Following the objectives that were initially planned based on strain 1, a second strain (strain 2) of mesophilic SRB was also shown to produce non-isoprenoid DGD. Both strains were thus considered for studying the production of alkylglycerols, especially in relation to various parameters such as salinity and nutrient limitation (phosphorus and nitrate). Moreover, the influence of oxygen on the long-term stability of alkylglycerol lipids and cell ultrastructure of alkylglycerol-forming bacteria was also investigated.
Our results showed that different nutrient (P and N-limitation) and salinity stressing conditions induce variable responses in cell ultrastructure and lipid content. Most important changes were observed under low salinity and nitrogen concentrations, under which mono- and dialkylglycerols (MGM and DGD) seem to play a similar role than classical fatty acids in membrane adaptation. However, the potential role of alkylglycerols, and to a lesser extent fatty acids, in membrane adaptation to P-limitation was evidenced for strain 1 only. This suggests that the physiological response to P-limitation is specific to any physiologically-distinct bacterial strain, even for phylogenetically-close species.

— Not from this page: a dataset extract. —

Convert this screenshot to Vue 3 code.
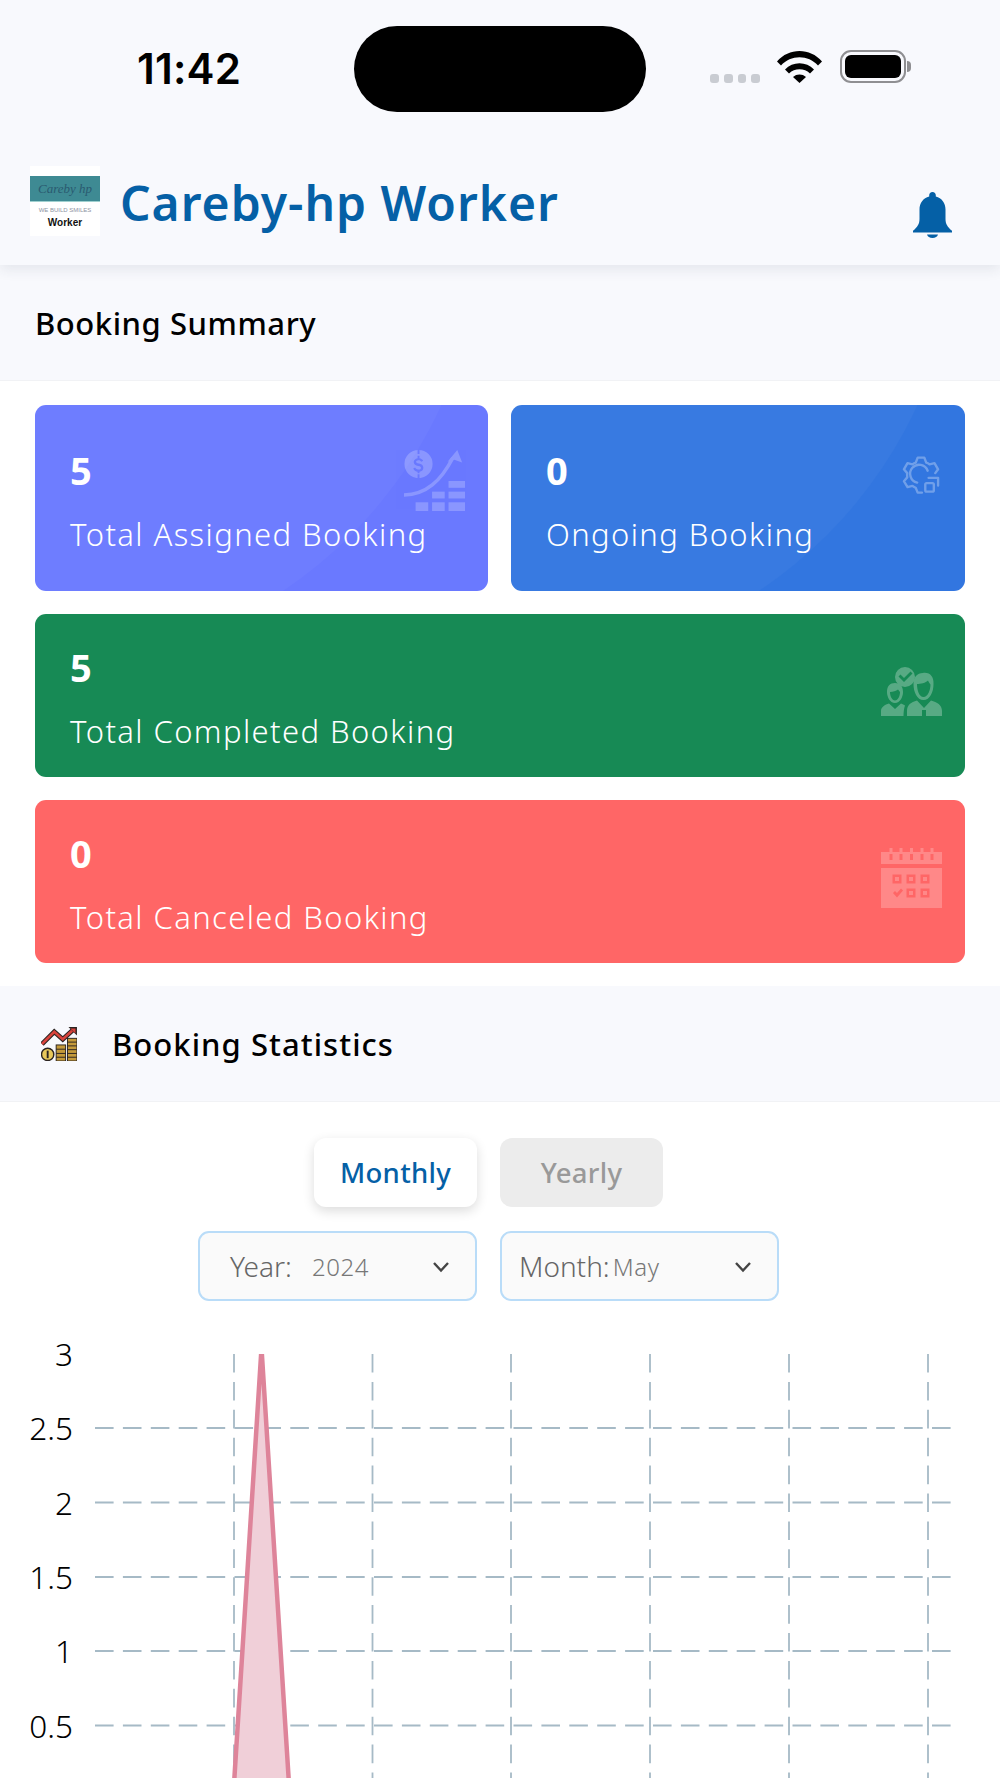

Exposure to oxygen for several days to months of cells of strain 2 not only showed a complete preservation of DGD but also suggested that these lipids did not play a role in maintaining membrane integrity during an oxidative stress. However, the unexpected long-term preservation of cells under oxygenated conditions would suggest alternative mechanisms that protect cells from oxidative damage. Cells showed an atypical division process, i.e. initiated by invagination leading to two subsequent cytoplasmic spaces within a unique outer membrane, which resembles that observed in the archaeon, Ignococcus hospitalis. This latter shares similarities with strain 2 in terms of lipid composition and cell division mode. Such unique membrane specificity might constitute an evolutionary link between Archaea and Bacteria.
While studying the influence of the growth substrate on the alkylglycerol composition of strains 1 and 2, we observed the unprecedented accumulation of wax esters (WE) in cells grown on n-alkyl compounds (e.g. unsaturated hydrocarbons, primary alcohols). So far, this metabolic process has been widely studied in aerobic prokaryotes and facultative anaerobic eukaryotes (e.g. Euglena gracilis) but has never been shown to occur in strictly anaerobic microorganisms. In addition to WE, thiowax esters (TWE) were also identified among cellular lipids of strains 1 and 2; such organic sulfur compounds have never been observed to be formed by bacteria under natural conditions. The ability to produce WE and TWE seems thus to be a characteristic of specific mesophilic SRB. Our findings open new perspectives for the search of biocatalytic potential of WE and TWE.